23 comments to 2017 Mazda CX-9

  • FarukDoha

    Any idea of when its sibling CX-5 is going to be launched (all new design)?

  • samer

    Good car, but they need to lower the price a bit, and it is strange to know that the AC is not strong while the test was done in december, so how would it perform in July? that is a reason not to buy in my opinion

    • Mashfique Hussain Chowdhury

      Takes a while before it gets going, like all other Mazdas we tested. After that, it’s fine.

  • Shibu Daniel

    Humm, having problems with JLR mate??

  • Mudhasir

    Cx5 somewhere mid of 2017 as per dealer

  • Vivek

    Don’t like the F-Pace? What’s wrong with it?

  • Modi

    Kia Sorento wins for the price. Top spec 120k aed. With a more powerful engine.
    But cx9 interior is nice

  • Zao

    I haven’t seen u mentioning about the head up display…it has a really good colour head up display even better than some German cars….

  • Paddy

    I test-drove the CX-9 yesterday. It was the mid-option one. My observations: Moves very well from standstill, the torque is working quite well. Very smooth ride, with very little road noise. Quite spacious in the front and back, with the third row strictly for kids. Adequate shoulder and head room. Seats are firm, wide and supportive. The beige leather has a good feel to it. Seating position is good with good view of the road. Braking is quite decent and the car doesn’t nose-dive. Easy to drive though the steering appears to be too light (I’ve been driving and Infiniti G Sedan for 3 years now and the steering is much better weighted in that). The Sport mode didn’t make much of a difference. The leather covering the steering is slightly slippery, probably since it was new. Disappointed with the boot space, given the fact that this is one of the longest vehicles out there. Mazda should have found a way to reduce the length at the front of the car and add that to the wheel base, thereby offering more interior space. The car audio sounds a bit flat with the bass a bit muted. The air-conditioning is on the noisy side and not as powerful as the one in my G Sedan. My wife pointed this out within a few minutes. The fact that the third row doesn’t have AC vents would make that a somewhat uncomfortable space for kids. The mid-option doesn’t come with front parking sensors which makes it difficult to park the car. The rear view camera is quite adequate though it has only static parking guidelines and not the active ones that respond your steering inputs. The LED auto-headlamps are quite bright. Galadari offers warranty of 5 years / 140K kms and free service for 3 years / 60K kms. Rust proofing of the exterior and upholstery guard. Mid option costs 140K and full option 160K. Overall length of the car (a bit too long?) and the AC were the two main downsides I could see.

    • ahmed

      I think the overall long front overhang is because of Mazda’s painfully long 4-2-1 exhaust system necessary to acheive high compression ratios and fuel efficiency. I happen to have a Mazda 3 Hatchback and i do feel the front overhang is too long too for such a small car.

  • ahmed

    I believe the shortcommings of this nice car will be addressed by Mazda in the next revisions of production. We have the Mazda 6 as a perfect example of how Mazda addressed its shortcommings in their subsequent product revision (also reviewed here on Drivearabia).

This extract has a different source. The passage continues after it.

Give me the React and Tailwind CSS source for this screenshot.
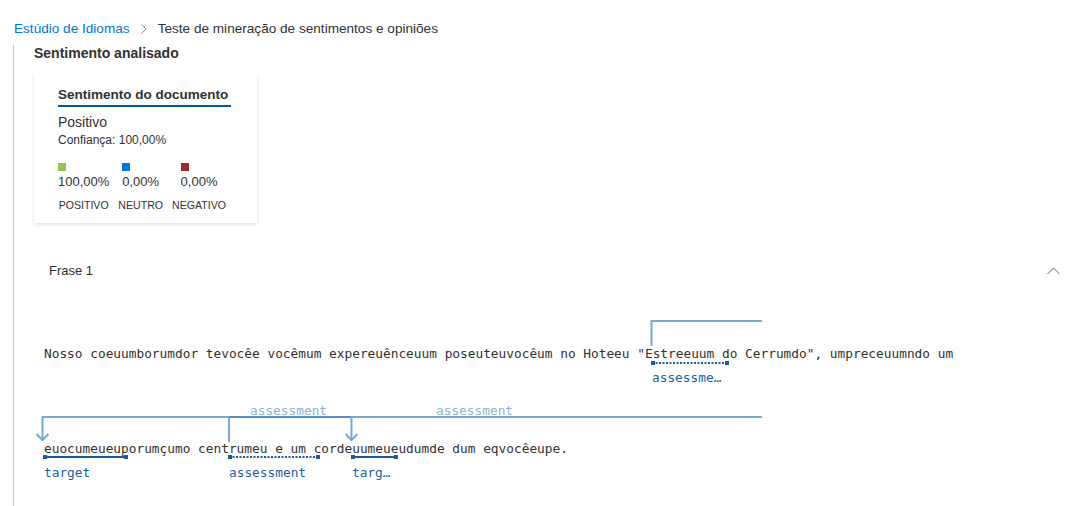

    Moreover, im very puzzled by the amount of hate the A/C is receiving, I mean Mazdas have a strong A/C from my experience (2 Mazda 3s, 2009 and 2016, 1 Mazda CX9, 2014, all owned) and the A/Cs in all of them are chill cold…and work immediately. Maybe I just got lucky vehicles hahahahaha :D

  • Paddy

    I also hope the A/C performs well since I’m seriously thinking of buying this vehicle :). Read quite a few reviews on internet and the reference to the A/C crops up a few times. My previous car was a Honda Accord 2008 and the A/C was quite decent. In most of the Japanese cars I have driven, the A/C has been good. Anyway fingers crossed…..

  • Prado

    @ paddy

    good luck and tell us about your experince

  • Yusuf

    Kia Sorento is a viable option

  • Ali

    Hi Mashfique!

    Really interesting review like always.

    could you please explain working of AC a bit more from your testing if possible?

    Also, where do you see CX9 in terms of reliability?

    • farrukh

      Its more reliable as usual and of course MADE IN JAPAN

    • Aadil S.

      I can vouch for the reliability of this car. Currently have a 2014 CX-9 and driven 95,000 kms here in Qatar. No issues reported apart from the power window motor issue (fixed under warranty). Have yet to change the original brake pads! Changed the tires once at 72k and batteries at 60k

    • Prado

      @ Aadil

      Good to know!… currently i have a CX-9 2016 GT, and crossed 32,000 km..

      so far no issues.

  • SMathew

    Was almost in double mind to go for this car. The negative A/C feedback at another site and by some people here made me stay back away from it. Finally managed to trade off my problematic Jeep Grand Cherokee 2011 model (you can see my earlier feedback in the Jeep GC section) and get a Lexus GX460. Glad I made this choice!

  • Sandy

    Want to buy this car, but I am deterred by the negative feedback of AC. In Middle East you cannot risk on AC.
    How is your opinion of Kia Sorento? It has gr8 reviews.